The 35-day defamation trial is believed to have cost both side mores than $3.5 million in legal fees.
Mr Charan was repeatedly rebuked by Justice Jack Forrest for his conduct during the proceedings, which included frequent claimed memory lapses and deliberately erasing text messages that were supposed to be tendered as evidence.
“Mr Charan’s lack of recollection of recent events, some of real significance in his commercial ventures (particularly given their success) was extraordinary and farfetched.”
In November 2015, The Australian published an article about Phoenix, a company owned by ACN, that described businessman Atkinson Prakash Charan and partner Ivan Brown as ‘heads’ of the network.
The article described activities of the company that were potentially misleading or deceptive, and noted that Mr Prakash had amassed a $35 million fortune according to the BRW 2015 Young Rich List.
Mr Charan launched proceedings against News Corp subsidiary Nationwide News, which publishes the national newspaper, seeking damages for defamation.
Phoenix was acquired by the careers business in January 2015. At this time Mr Charan was not a director.
He was also not involved in the management of the vocational training organisation, but was the managing director of predecessor company Community Trading Initiatives (CTI). He held four per cent of its issued capital in escrow.
Justice Forrest found the article had wrongly implicated him as being “associated with the activities of Phoenix” and was defamed in the article.
The article’s aspersions included that Mr Charan had managed an organisation that engaged in unscrupulous business practices and took advantage of vulnerable consumers that resulted in his financial gain and that he managed an organisation that was not compliant with quality standards.
Nationwide News amended the article online, with an apology printed in the newspaper and published on its website.
The apology said it had “inadvertently named Atkinson Prakash Charan as part of ACN’s current management” when he had, in fact, left the business previously in 2014.
The Australian publisher did not admit the imputations were made out, but said “if they were they were substantially true” and presented a defence under section 25 of the Defamation Act and at common law.
Section 25 provides a defence for publishers of defamatory material if it is “substantially true”.
Evidence from 30 witnesses and hundreds of tendered digital exhibits over 35 days of hearings left Justice Forrest “comfortably satisfied that Nationwide established that both imputations are substantially true and therefore succeeds on both the statutory and common law defence of justification”.
“The evidence given by Mr Charan in asserting that he had little to do with the operation of an RTO of which he was the managing director during 2014 was … false,” the judgment document says.
“Further, his Honour was satisfied that Mr Charan played a real part in organising mass enrolments of students who had little, if any, command of the English language and was also well aware of the falsification of documents which were submitted to the Department of Education and Training for payment under the Victorian Training Guarantee Scheme by CTI companies in 2014.”

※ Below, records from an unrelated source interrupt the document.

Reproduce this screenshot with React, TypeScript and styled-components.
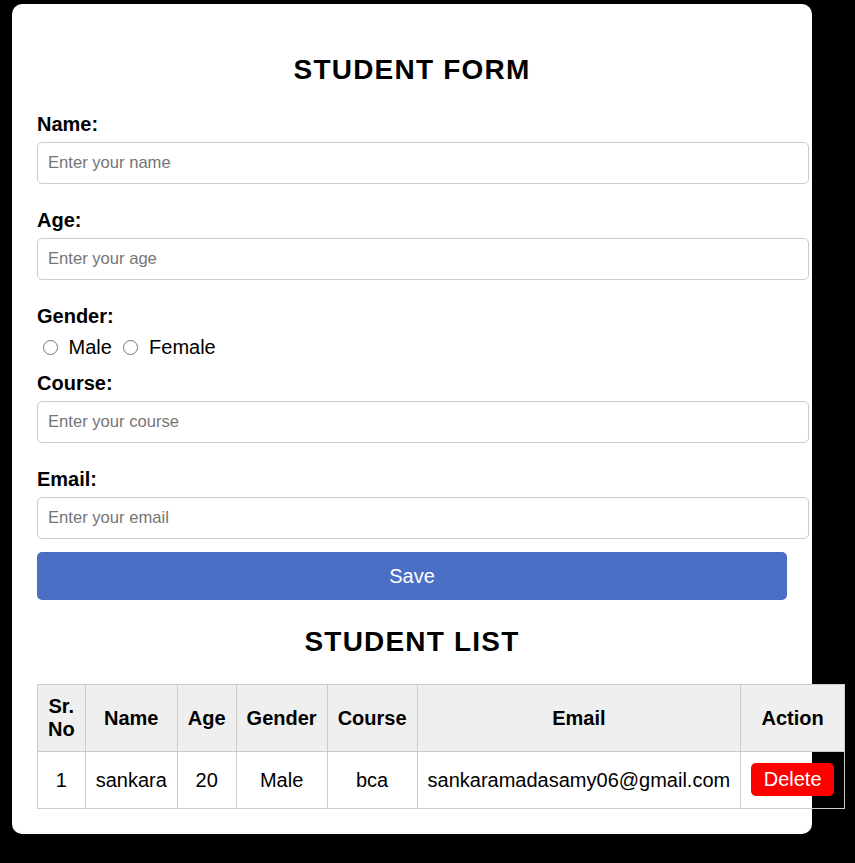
import React from 'react';
import styled, { createGlobalStyle } from 'styled-components';

const GlobalStyle = createGlobalStyle`
  body {
    margin: 0;
    padding: 4px 12px;
    background-color: #000;
    font-family: "Liberation Sans", Arial, sans-serif;
  }
`;

const Card = styled.div`
  width: 750px;
  padding: 24px 25px 25px;
  background-color: #fff;
  border-radius: 10px;
`;

const Heading = styled.h2<{ $bottom?: number }>`
  margin: 25px 0 ${(p) => p.$bottom ?? 25}px;
  font-size: 28px;
  line-height: 33.5px;
  letter-spacing: 1.2px;
  text-align: center;
  color: #000;
`;

const Form = styled.form`
  display: flex;
  flex-direction: column;
`;

const Label = styled.label<{ $first?: boolean }>`
  display: block;
  margin: ${(p) => (p.$first ? '0' : '12px')} 0 6px;
  font-size: 20px;
  line-height: 24px;
  font-weight: bold;
  color: #000;
`;

const Input = styled.input`
  display: block;
  width: 100%;
  margin: 0 0 12px;
  padding: 10px;
  font-family: inherit;
  font-size: 16.6px;
  border: 1px solid #ccc;
  border-radius: 5px;
  outline: none;

  &::placeholder {
    color: #757575;
  }
`;

const RadioRow = styled.div`
  margin-top: 1px;
  font-size: 20px;
  line-height: 24px;
  color: #000;
`;

const Radio = styled.input.attrs({ type: 'radio' })`
  width: 15px;
  height: 15px;
  margin: 3px 5px 0 6px;
  vertical-align: -1px;
`;

const SaveButton = styled.button`
  width: 100%;
  margin-top: 1px;
  padding: 12px;
  font-family: inherit;
  font-size: 20px;
  line-height: 24px;
  color: #fff;
  background-color: #4a6fc4;
  border: none;
  border-radius: 5px;
  cursor: pointer;
`;

const Table = styled.table`
  width: 100%;
  border-collapse: collapse;
  font-size: 20px;
`;

const Th = styled.th`
  padding: 10px;
  background-color: #efefef;
  border: 1px solid #ccc;
  text-align: center;
`;

const Td = styled.td`
  padding: 10px;
  border: 1px solid #ccc;
  text-align: center;
`;

const DeleteButton = styled.button`
  margin: 1px 0 2px;
  padding: 5px 12.5px;
  font-family: inherit;
  font-size: 20px;
  color: #fff;
  background-color: #ff0000;
  border: none;
  border-radius: 5px;
  cursor: pointer;
`;

const students = [
  { name: 'sankara', age: 20, gender: 'Male', course: 'bca', email: 'sankaramadasamy06@gmail.com' },
];

const App: React.FC = () => {
  return (
    <>
      <GlobalStyle />
      <Card>
        <Heading>STUDENT FORM</Heading>
        <Form onSubmit={(e) => e.preventDefault()}>
          <Label $first htmlFor="name">Name:</Label>
          <Input id="name" type="text" placeholder="Enter your name" />

          <Label htmlFor="age">Age:</Label>
          <Input id="age" type="number" placeholder="Enter your age" />

          <Label>Gender:</Label>
          <RadioRow>
            <Radio name="gender" id="male" /> <label htmlFor="male">Male</label>{' '}
            <Radio name="gender" id="female" /> <label htmlFor="female">Female</label>
          </RadioRow>

          <Label htmlFor="course">Course:</Label>
          <Input id="course" type="text" placeholder="Enter your course" />

          <Label htmlFor="email">Email:</Label>
          <Input id="email" type="email" placeholder="Enter your email" />

          <SaveButton type="submit">Save</SaveButton>
        </Form>

        <Heading $bottom={26}>STUDENT LIST</Heading>
        <Table>
          <thead>
            <tr>
              <Th>Sr. No</Th>
              <Th>Name</Th>
              <Th>Age</Th>
              <Th>Gender</Th>
              <Th>Course</Th>
              <Th>Email</Th>
              <Th>Action</Th>
            </tr>
          </thead>
          <tbody>
            {students.map((s, i) => (
              <tr key={s.email}>
                <Td>{i + 1}</Td>
                <Td>{s.name}</Td>
                <Td>{s.age}</Td>
                <Td>{s.gender}</Td>
                <Td>{s.course}</Td>
                <Td>{s.email}</Td>
                <Td>
                  <DeleteButton>Delete</DeleteButton>
                </Td>
              </tr>
            ))}
          </tbody>
        </Table>
      </Card>
    </>
  );
};

export default App;
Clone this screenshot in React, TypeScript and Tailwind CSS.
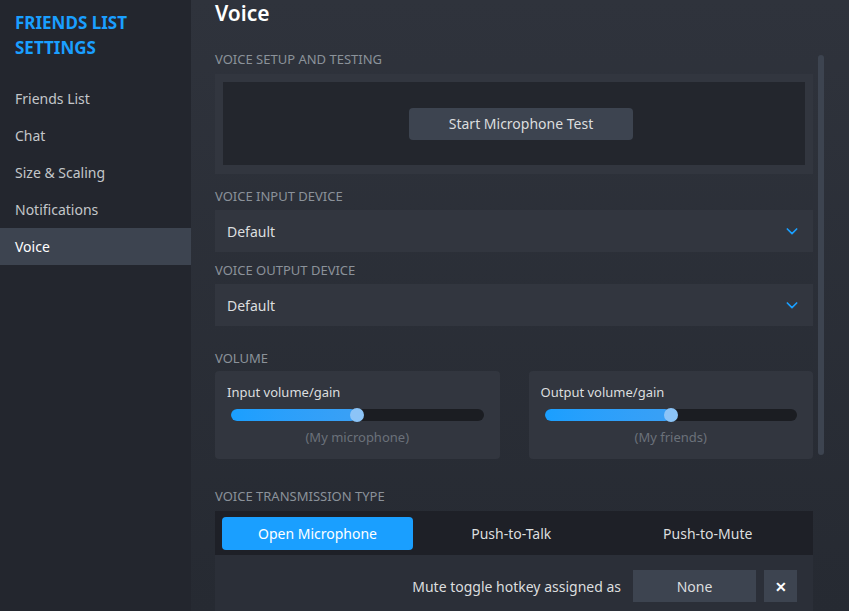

He was also satisfied that Mr Charan was aware people engaged by CTI or associated companies had engaged in falsifying course enrolments and documents, and that he knew at least one CTI company offered incentives for students to enrol in courses contrary to the terms of contract with the Department of Education and Training. This is a breach of the VET funding contract.
Among the evidence was hundreds of emails authored or received by Mr Charan “many of which he professed no recollection” that showed his role extended beyond “marketing guru” and towards the day-to-day operations of the business.
Justice Forrest said Mr Charan’s “memory – or lack of it” had no medical explanation and was “hogwash designed to deflect an objective inquiry into Mr Charan’s role in the Brown/Charan CTI companies during 2013 and particularly during 2014”.
Mr Charan had been required to allow the Court to access his phone as part of his cross-examination.
Text messages between Mr Charan and Mr Brown had been deleted with only a small number available on the phone, despite Telstra records showing many were exchanged between their numbers in February 2017.
Justice Forrest said he was “satisfied that Mr Charan deliberately erased messages from Mr Brown during the course of this trial”.
In late-November 2015, the Australian Competition and Consumer Commission instituted proceedings in the Federal Court against the companies.
It alleged Phoenix represented to potential students that they would get a free laptop, and that the courses were free if they did not earn more than $50,000 a year, when the students actually had the laptop on loan and would have to pay VET FEE-HELP loans to the government.
A spokesman for the regulator confirmed the ACCC’s proceedings are still ongoing in the Federal Court.
News Corp has been contacted for comment.